▸ **Provided material**:
....
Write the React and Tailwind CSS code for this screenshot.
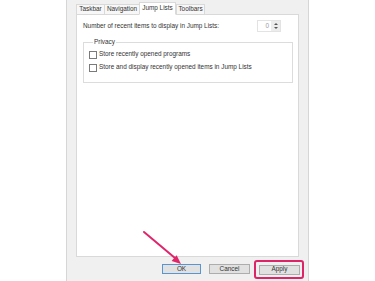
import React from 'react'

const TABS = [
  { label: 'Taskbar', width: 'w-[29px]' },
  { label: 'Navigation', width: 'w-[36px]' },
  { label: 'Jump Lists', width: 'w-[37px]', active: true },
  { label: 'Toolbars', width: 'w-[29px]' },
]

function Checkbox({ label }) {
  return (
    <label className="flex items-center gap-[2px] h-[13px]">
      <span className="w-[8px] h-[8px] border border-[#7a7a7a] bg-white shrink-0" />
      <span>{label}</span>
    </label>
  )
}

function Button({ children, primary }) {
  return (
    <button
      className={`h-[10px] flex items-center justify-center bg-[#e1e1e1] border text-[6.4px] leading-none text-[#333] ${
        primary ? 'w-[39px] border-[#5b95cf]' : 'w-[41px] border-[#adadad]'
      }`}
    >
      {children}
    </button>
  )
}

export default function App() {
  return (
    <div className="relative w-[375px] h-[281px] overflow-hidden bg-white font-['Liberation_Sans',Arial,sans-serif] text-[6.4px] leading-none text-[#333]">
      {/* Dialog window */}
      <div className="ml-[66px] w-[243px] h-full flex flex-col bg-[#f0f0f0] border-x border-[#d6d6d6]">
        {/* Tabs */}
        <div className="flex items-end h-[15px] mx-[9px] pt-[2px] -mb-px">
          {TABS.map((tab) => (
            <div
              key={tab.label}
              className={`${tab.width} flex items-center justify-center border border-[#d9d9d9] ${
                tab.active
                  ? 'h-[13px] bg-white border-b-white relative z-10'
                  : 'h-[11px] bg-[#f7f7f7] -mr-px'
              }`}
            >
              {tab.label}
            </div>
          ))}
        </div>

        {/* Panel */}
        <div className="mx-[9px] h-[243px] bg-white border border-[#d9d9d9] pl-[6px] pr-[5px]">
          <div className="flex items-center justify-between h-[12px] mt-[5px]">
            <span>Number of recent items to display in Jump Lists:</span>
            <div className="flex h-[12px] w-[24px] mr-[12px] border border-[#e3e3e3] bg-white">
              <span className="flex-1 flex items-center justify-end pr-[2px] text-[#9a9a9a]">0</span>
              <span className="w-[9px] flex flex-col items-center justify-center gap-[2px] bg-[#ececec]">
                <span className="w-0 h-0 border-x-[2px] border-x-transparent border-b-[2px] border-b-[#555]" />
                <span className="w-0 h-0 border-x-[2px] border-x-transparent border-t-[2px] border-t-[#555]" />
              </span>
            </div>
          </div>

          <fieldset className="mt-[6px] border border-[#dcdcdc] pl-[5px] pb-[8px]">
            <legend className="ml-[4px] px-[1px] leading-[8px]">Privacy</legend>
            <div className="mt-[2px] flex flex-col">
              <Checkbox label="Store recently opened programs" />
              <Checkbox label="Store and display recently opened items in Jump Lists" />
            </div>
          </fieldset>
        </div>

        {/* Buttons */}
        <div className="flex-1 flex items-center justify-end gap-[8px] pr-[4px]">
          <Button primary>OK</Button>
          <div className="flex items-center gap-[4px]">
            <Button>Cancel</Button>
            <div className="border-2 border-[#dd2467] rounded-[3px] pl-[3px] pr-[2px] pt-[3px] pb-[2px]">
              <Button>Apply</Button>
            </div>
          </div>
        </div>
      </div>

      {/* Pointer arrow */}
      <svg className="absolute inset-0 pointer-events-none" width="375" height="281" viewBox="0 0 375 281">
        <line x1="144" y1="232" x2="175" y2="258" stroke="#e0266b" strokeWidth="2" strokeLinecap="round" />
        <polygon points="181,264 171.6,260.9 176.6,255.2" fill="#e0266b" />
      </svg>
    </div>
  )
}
....
▸ **Work to be completed**:
All the lines above are to be reproduced exactly, except the pictures.

▸ **Response to this task**:
Write the React and Tailwind CSS code for this screenshot.
import React from 'react'

const TABS = [
  { label: 'Taskbar', width: 'w-[29px]' },
  { label: 'Navigation', width: 'w-[36px]' },
  { label: 'Jump Lists', width: 'w-[37px]', active: true },
  { label: 'Toolbars', width: 'w-[29px]' },
]

function Checkbox({ label }) {
  return (
    <label className="flex items-center gap-[2px] h-[13px]">
      <span className="w-[8px] h-[8px] border border-[#7a7a7a] bg-white shrink-0" />
      <span>{label}</span>
    </label>
  )
}

function Button({ children, primary }) {
  return (
    <button
      className={`h-[10px] flex items-center justify-center bg-[#e1e1e1] border text-[6.4px] leading-none text-[#333] ${
        primary ? 'w-[39px] border-[#5b95cf]' : 'w-[41px] border-[#adadad]'
      }`}
    >
      {children}
    </button>
  )
}

export default function App() {
  return (
    <div className="relative w-[375px] h-[281px] overflow-hidden bg-white font-['Liberation_Sans',Arial,sans-serif] text-[6.4px] leading-none text-[#333]">
      {/* Dialog window */}
      <div className="ml-[66px] w-[243px] h-full flex flex-col bg-[#f0f0f0] border-x border-[#d6d6d6]">
        {/* Tabs */}
        <div className="flex items-end h-[15px] mx-[9px] pt-[2px] -mb-px">
          {TABS.map((tab) => (
            <div
              key={tab.label}
              className={`${tab.width} flex items-center justify-center border border-[#d9d9d9] ${
                tab.active
                  ? 'h-[13px] bg-white border-b-white relative z-10'
                  : 'h-[11px] bg-[#f7f7f7] -mr-px'
              }`}
            >
              {tab.label}
            </div>
          ))}
        </div>

        {/* Panel */}
        <div className="mx-[9px] h-[243px] bg-white border border-[#d9d9d9] pl-[6px] pr-[5px]">
          <div className="flex items-center justify-between h-[12px] mt-[5px]">
            <span>Number of recent items to display in Jump Lists:</span>
            <div className="flex h-[12px] w-[24px] mr-[12px] border border-[#e3e3e3] bg-white">
              <span className="flex-1 flex items-center justify-end pr-[2px] text-[#9a9a9a]">0</span>
              <span className="w-[9px] flex flex-col items-center justify-center gap-[2px] bg-[#ececec]">
                <span className="w-0 h-0 border-x-[2px] border-x-transparent border-b-[2px] border-b-[#555]" />
                <span className="w-0 h-0 border-x-[2px] border-x-transparent border-t-[2px] border-t-[#555]" />
              </span>
            </div>
          </div>

          <fieldset className="mt-[6px] border border-[#dcdcdc] pl-[5px] pb-[8px]">
            <legend className="ml-[4px] px-[1px] leading-[8px]">Privacy</legend>
            <div className="mt-[2px] flex flex-col">
              <Checkbox label="Store recently opened programs" />
              <Checkbox label="Store and display recently opened items in Jump Lists" />
            </div>
          </fieldset>
        </div>

        {/* Buttons */}
        <div className="flex-1 flex items-center justify-end gap-[8px] pr-[4px]">
          <Button primary>OK</Button>
          <div className="flex items-center gap-[4px]">
            <Button>Cancel</Button>
            <div className="border-2 border-[#dd2467] rounded-[3px] pl-[3px] pr-[2px] pt-[3px] pb-[2px]">
              <Button>Apply</Button>
            </div>
          </div>
        </div>
      </div>

      {/* Pointer arrow */}
      <svg className="absolute inset-0 pointer-events-none" width="375" height="281" viewBox="0 0 375 281">
        <line x1="144" y1="232" x2="175" y2="258" stroke="#e0266b" strokeWidth="2" strokeLinecap="round" />
        <polygon points="181,264 171.6,260.9 176.6,255.2" fill="#e0266b" />
      </svg>
    </div>
  )
}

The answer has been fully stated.